[Entries with page source code]
## START

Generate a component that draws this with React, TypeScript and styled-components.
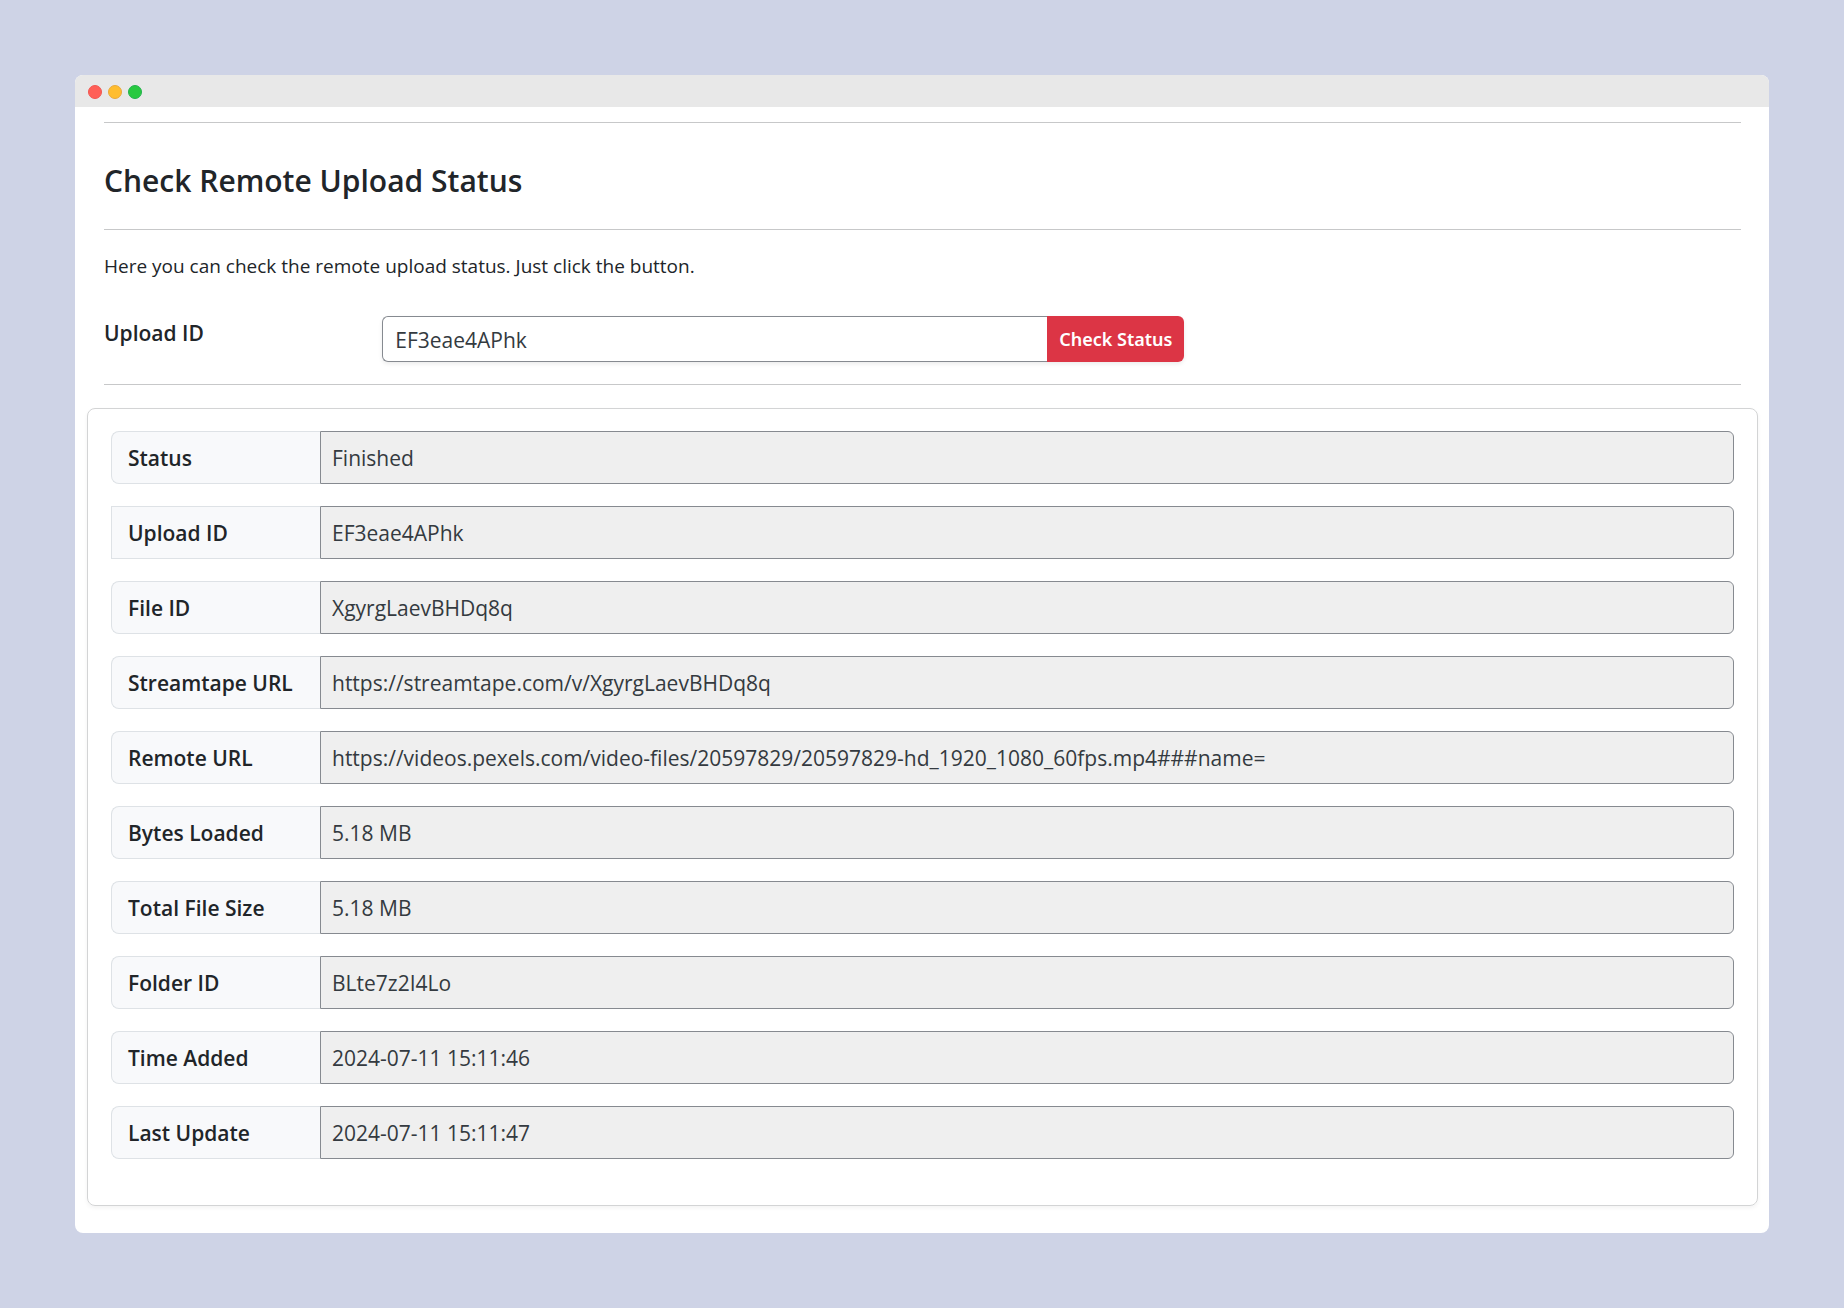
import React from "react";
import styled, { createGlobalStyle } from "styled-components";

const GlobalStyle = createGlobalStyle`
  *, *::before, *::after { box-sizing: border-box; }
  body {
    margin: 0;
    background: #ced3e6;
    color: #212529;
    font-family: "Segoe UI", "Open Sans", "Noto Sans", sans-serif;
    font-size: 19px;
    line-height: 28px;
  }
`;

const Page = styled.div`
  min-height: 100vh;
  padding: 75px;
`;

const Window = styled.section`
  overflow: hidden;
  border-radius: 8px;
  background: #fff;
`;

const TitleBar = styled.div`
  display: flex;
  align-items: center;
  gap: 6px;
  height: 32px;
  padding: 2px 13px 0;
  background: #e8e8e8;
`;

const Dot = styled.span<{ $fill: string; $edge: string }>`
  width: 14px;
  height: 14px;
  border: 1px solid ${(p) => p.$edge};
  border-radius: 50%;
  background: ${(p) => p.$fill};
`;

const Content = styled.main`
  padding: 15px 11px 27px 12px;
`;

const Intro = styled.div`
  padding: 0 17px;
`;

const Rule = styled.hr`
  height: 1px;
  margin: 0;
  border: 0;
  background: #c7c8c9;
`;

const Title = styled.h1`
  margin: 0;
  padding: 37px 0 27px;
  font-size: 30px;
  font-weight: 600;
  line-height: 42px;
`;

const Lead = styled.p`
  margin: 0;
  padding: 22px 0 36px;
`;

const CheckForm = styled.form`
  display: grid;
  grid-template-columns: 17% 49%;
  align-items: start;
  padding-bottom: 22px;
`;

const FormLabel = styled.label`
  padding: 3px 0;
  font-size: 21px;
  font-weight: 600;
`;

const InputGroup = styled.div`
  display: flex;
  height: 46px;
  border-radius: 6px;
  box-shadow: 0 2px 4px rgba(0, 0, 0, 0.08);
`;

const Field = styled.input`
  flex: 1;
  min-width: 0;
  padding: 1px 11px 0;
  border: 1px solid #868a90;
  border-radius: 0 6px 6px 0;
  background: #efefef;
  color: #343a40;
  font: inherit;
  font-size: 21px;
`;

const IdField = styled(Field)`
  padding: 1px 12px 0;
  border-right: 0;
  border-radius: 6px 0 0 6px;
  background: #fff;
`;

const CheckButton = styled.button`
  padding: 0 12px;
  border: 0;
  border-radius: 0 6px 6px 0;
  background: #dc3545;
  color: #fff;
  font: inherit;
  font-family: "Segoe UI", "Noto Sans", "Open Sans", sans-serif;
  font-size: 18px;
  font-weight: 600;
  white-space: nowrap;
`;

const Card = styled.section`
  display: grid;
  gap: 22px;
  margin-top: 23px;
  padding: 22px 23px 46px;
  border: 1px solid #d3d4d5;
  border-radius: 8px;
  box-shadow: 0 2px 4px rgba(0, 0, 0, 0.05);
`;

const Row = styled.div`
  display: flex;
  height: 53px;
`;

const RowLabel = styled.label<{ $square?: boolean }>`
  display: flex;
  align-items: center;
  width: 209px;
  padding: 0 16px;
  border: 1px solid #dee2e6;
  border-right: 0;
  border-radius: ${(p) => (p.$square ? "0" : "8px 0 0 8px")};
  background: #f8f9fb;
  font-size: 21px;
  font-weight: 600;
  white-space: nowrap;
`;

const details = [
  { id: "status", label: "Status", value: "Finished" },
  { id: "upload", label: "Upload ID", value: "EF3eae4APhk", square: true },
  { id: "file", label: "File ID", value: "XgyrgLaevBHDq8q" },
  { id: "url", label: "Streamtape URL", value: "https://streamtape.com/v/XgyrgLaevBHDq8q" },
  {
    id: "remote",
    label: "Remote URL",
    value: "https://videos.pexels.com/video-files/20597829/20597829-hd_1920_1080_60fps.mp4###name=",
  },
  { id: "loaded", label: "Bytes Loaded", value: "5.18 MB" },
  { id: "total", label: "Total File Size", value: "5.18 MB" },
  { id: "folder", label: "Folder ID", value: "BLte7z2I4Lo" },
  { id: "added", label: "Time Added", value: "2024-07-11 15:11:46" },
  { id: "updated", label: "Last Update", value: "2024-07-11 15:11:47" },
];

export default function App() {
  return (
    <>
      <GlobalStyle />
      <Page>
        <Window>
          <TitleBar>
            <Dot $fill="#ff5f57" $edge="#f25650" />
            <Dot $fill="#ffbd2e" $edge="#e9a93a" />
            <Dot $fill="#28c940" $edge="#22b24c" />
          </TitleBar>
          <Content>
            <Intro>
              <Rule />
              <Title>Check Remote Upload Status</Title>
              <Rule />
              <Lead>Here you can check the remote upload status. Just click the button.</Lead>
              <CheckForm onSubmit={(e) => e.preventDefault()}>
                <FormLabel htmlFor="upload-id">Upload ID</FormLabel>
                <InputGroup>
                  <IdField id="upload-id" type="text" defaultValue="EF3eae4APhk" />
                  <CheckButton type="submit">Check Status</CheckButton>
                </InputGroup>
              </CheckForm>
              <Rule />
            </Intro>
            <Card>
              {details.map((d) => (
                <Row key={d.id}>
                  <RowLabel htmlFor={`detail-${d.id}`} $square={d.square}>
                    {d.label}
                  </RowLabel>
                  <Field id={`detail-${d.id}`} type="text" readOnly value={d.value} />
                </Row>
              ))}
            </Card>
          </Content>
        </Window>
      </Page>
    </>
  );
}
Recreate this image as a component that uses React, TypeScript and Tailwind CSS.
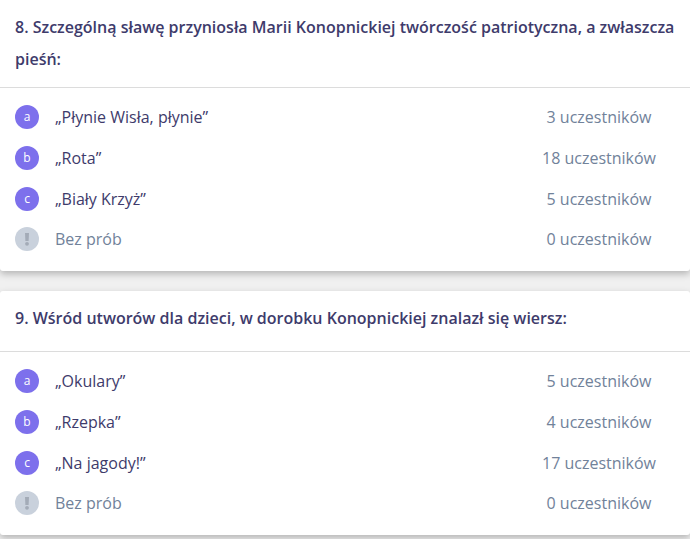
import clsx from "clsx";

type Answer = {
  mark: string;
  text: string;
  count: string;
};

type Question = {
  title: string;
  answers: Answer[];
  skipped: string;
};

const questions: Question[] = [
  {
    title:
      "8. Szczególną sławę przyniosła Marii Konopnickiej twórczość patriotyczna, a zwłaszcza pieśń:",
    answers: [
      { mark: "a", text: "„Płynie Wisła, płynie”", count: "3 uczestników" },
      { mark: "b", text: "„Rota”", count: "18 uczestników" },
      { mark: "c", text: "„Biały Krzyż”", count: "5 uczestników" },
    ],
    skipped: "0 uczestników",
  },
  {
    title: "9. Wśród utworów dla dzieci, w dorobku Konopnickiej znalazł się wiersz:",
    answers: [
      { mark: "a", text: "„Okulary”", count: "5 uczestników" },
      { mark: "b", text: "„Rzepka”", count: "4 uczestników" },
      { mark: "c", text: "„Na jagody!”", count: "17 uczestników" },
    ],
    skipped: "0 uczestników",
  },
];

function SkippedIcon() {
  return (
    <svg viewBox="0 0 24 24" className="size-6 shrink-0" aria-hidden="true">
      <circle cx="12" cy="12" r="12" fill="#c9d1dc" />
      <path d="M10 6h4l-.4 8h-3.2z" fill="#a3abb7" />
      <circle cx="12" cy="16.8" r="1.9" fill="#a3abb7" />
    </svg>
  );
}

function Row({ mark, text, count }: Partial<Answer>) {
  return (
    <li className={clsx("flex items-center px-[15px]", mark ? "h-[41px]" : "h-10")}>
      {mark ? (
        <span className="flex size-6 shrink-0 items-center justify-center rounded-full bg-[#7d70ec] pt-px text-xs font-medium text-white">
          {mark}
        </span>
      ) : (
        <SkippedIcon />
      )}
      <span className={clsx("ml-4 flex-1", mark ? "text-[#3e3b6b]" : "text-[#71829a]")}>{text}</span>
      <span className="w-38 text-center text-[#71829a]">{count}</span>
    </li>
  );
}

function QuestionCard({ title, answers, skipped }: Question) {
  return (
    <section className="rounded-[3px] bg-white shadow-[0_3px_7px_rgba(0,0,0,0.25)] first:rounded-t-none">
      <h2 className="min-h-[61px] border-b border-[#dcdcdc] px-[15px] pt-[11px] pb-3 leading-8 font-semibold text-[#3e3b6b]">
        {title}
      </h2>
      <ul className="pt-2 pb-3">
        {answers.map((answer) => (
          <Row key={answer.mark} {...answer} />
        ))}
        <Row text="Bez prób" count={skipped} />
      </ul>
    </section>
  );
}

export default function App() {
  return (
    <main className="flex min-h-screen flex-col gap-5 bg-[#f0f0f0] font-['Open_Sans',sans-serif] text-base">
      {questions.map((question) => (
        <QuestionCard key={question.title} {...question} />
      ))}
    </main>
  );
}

## END

- Aim
All lines that include "React" are to be gathered and copied.

- Solution
Generate a component that draws this with React, TypeScript and styled-components.
import React from "react";
Recreate this image as a component that uses React, TypeScript and Tailwind CSS.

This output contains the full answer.